A multiple response-surface method for slope reliability analysis considering spatial variability of soil properties

Abstract

This paper proposes a multiple response-surface method for slope reliability analysis considering spatially variable soil properties. The scales of fluctuation of soil shear strength parameters are summarized. The effect of theoretical autocorrelation functions (ACFs) on slope reliability is highlighted since the theoretical ACFs are often used to characterize the spatial variability of soil properties due to a limited number of site observation data available. The differences in five theoretical ACFs, namely single exponential, squared exponential, second-order Markov, cosine exponential and binary noise ACFs, are examined.
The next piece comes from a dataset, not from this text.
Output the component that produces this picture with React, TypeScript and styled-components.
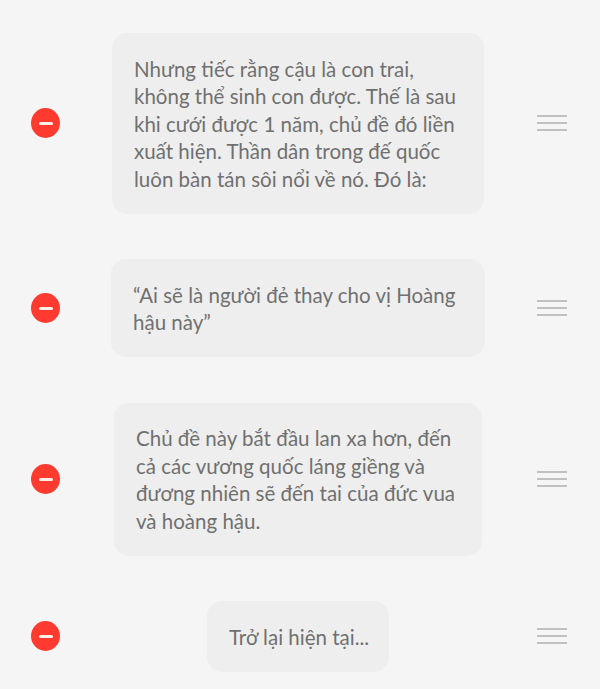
import styled, { createGlobalStyle } from "styled-components";

const GlobalStyle = createGlobalStyle`
  html, body {
    margin: 0;
    padding: 0;
    background: #f5f5f5;
  }
`;

const List = styled.div`
  display: flex;
  flex-direction: column;
  gap: 45.5px;
  width: 600px;
  height: 689px;
  overflow: hidden;
  box-sizing: border-box;
  padding: 33px 33px 0 31px;
  background: #f5f5f5;
  font-family: Lato, "Noto Sans", sans-serif;
`;

const Row = styled.div`
  display: grid;
  grid-template-columns: 30px 1fr 32px;
  align-items: center;
`;

const RemoveButton = styled.div`
  width: 29px;
  height: 30px;
  border-radius: 50%;
  background: #ff3b30;
  display: flex;
  align-items: center;
  justify-content: center;

  &::after {
    content: "";
    width: 14px;
    height: 3px;
    border-radius: 2px;
    background: #fbeee6;
  }
`;

const Bubble = styled.div<{ $width: number }>`
  width: ${(props) => props.$width}px;
  justify-self: center;
  box-sizing: border-box;
  padding: 22.5px 22px 20.5px;
  border-radius: 15px;
  background: #eeeeee;
  color: #707070;
  font-size: 20.5px;
  line-height: 27.5px;
  white-space: nowrap;
`;

const Handle = styled.div`
  display: flex;
  flex-direction: column;
  gap: 5px;
  width: 30px;
  justify-self: end;
`;

const HandleBar = styled.div`
  height: 2px;
  background: #c0c0c0;
`;

const items = [
  {
    width: 372,
    lines: [
      "Nhưng tiếc rằng cậu là con trai,",
      "không thể sinh con được. Thế là sau",
      "khi cưới được 1 năm, chủ đề đó liền",
      "xuất hiện. Thần dân trong đế quốc",
      "luôn bàn tán sôi nổi về nó. Đó là:",
    ],
  },
  {
    width: 374,
    lines: ["“Ai sẽ là người đẻ thay cho vị Hoàng", "hậu này”"],
  },
  {
    width: 368,
    lines: [
      "Chủ đề này bắt đầu lan xa hơn, đến",
      "cả các vương quốc láng giềng và",
      "đương nhiên sẽ đến tai của đức vua",
      "và hoàng hậu.",
    ],
  },
  {
    width: 182,
    lines: ["Trở lại hiện tại..."],
  },
];

function App() {
  return (
    <>
      <GlobalStyle />
      <List>
        {items.map((item) => (
          <Row key={item.lines[0]}>
            <RemoveButton />
            <Bubble $width={item.width}>
              {item.lines.map((line) => (
                <div key={line}>{line}</div>
              ))}
            </Bubble>
            <Handle>
              <HandleBar />
              <HandleBar />
              <HandleBar />
            </Handle>
          </Row>
        ))}
      </List>
    </>
  );
}

export default App;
A homogeneous c–ϕ slope and a heterogeneous slope consisting of three soil layers (including a weak layer) are studied to demonstrate the validity of the proposed method and explore the effect of ACFs on the slope reliability. The results indicate that the proposed method provides a practical tool for evaluating the reliability of slopes in spatially variable soils. It can greatly improve the computational efficiency in relatively low-probability analysis and parametric sensitivity analysis. The extended Cholesky decomposition technique can effectively discretize the cross-correlated non-Gaussian random fields of spatially variable soil properties. Among the five selected ACFs, the squared exponential and second-order Markov ACFs might characterize the spatial correlation of soil properties more realistically. The probability of failure associated with the commonly-used single exponential ACF may be underestimated. In general, the difference in the probabilities of failure associated with the five ACFs is minimal.